Still, better I suppose than the Nintendo eShop on the Switch, which is tantamount at times to diving into the shallow end of the kiddie pool and hoping that there's more water than urine in it. Speaking of which, thanks of course to the pandemic the Switch is also suffering from a rather shallow (but wide) lineup of releases this year. Without Monster Hunter Rise (a game I am having a hard time seeing the appeal of) it would be a much less interesting year for most Switch owners. 

All the ranting aside, I'm glad I got the consoles when I did if only because without them I'd be delegated to the Other Camp, the much larger group of gamers who watch in dismay as dismal restocks trickle out only to be snapped up by scalpers again and again, where one can only wonder if those reviews about Returnal being either A: an amazing experience because it is a roguelike or B: an awful experience because it is a roguelike (let's not even worry about the $70 game debate for a moment) are all just imaginary hypotheticals to you, answered at best by watching streamers play through the game.

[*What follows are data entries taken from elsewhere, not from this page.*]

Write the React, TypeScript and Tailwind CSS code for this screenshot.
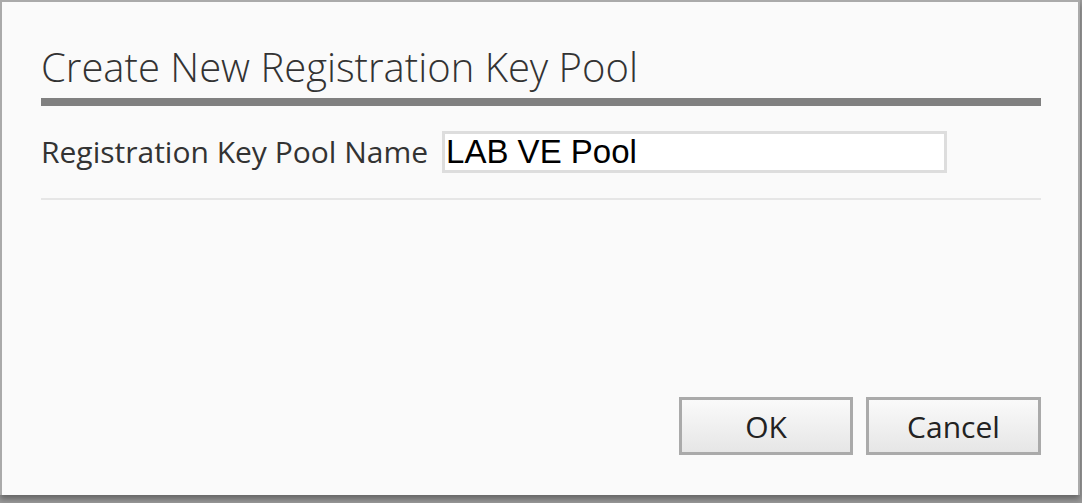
import React from 'react';

const App: React.FC = () => {
  return (
    <div className="w-[1082px] h-[503px] bg-[#9a9a9a] overflow-hidden" style={{ fontFamily: '"Open Sans", sans-serif' }}>
      <div className="w-[1080px] h-[495px] bg-[#fafafa] border-t-2 border-l-2 border-r-2 border-[#aaaaaa] shadow-[0_4px_6px_rgba(0,0,0,0.35)] flex flex-col pl-[39px] pr-[37px]">
        <h1 className="mt-[40px] text-[40px] leading-[50px] font-light text-[#333333]">
          Create New Registration Key Pool
        </h1>
        <div className="mt-[6px] h-[8px] bg-[#808080]" />

        <div className="mt-[25px] flex items-center h-[42px]">
          <label className="text-[30px] text-[#333333] leading-none">Registration Key Pool Name</label>
          <input
            type="text"
            defaultValue="LAB VE Pool"
            className="ml-[14px] w-[505px] h-[42px] bg-white border-[3px] border-[#dddddd] px-[1px] text-[33px] text-black outline-none"
            style={{ fontFamily: '"Liberation Sans", Arial, sans-serif' }}
          />
        </div>

        <div className="mt-[25px] h-[2px] bg-[#e6e6e6]" />

        <div className="mt-auto mb-[40px] flex justify-end gap-[13px]">
          <button className="w-[174px] h-[58px] border-[3px] border-[#aaaaaa] bg-gradient-to-b from-[#fafafa] to-[#e6e6e6] text-[30px] text-[#222222]">
            OK
          </button>
          <button className="w-[175px] h-[58px] border-[3px] border-[#aaaaaa] bg-gradient-to-b from-[#fafafa] to-[#e6e6e6] text-[30px] text-[#222222]">
            Cancel
          </button>
        </div>
      </div>
    </div>
  );
};

export default App;
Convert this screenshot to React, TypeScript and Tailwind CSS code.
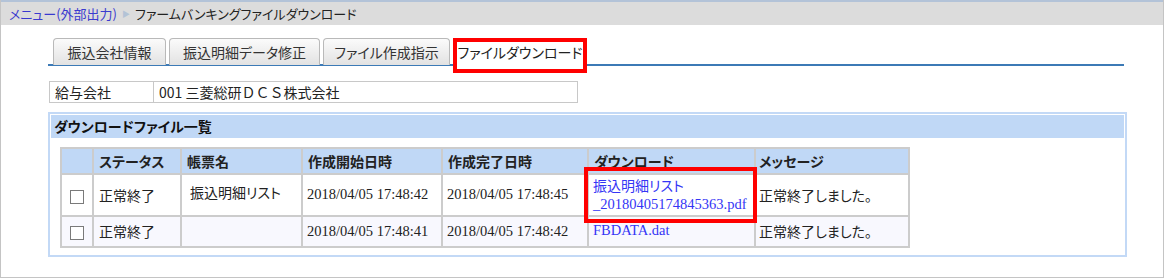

(By the way: I know the answer, and Returnal is awesome. I am not a fan of roguelikes, having found Dead cells fun but tedious after a while, and Hades charming but not worth the effort. Turns out if you make it a really good 3PS shooter/exploration game with a mix of Prometheus/Alien design in a roguelike package I will play it obsessively and when not playing it think about how I can't wait to play it. So there's my answer) 

Still, now that we have Returnal and RE: Village it looks like this console generation is at last going to get some stride. If only they could have had some of these titles on release! And even better, if only they could get these consoles on store shelves at non scalper prices! 

Thanks, 2021! You're not as ugly as your big brother 2020 but you try.

 

*Spider-Man Miles Morales, which my son played through three complete times in the first week we had the PS5, then was done with. I watched the entire game in action and could not see significant differences in the graphics from the first Spider-Man outside of some better framerates, so yeah.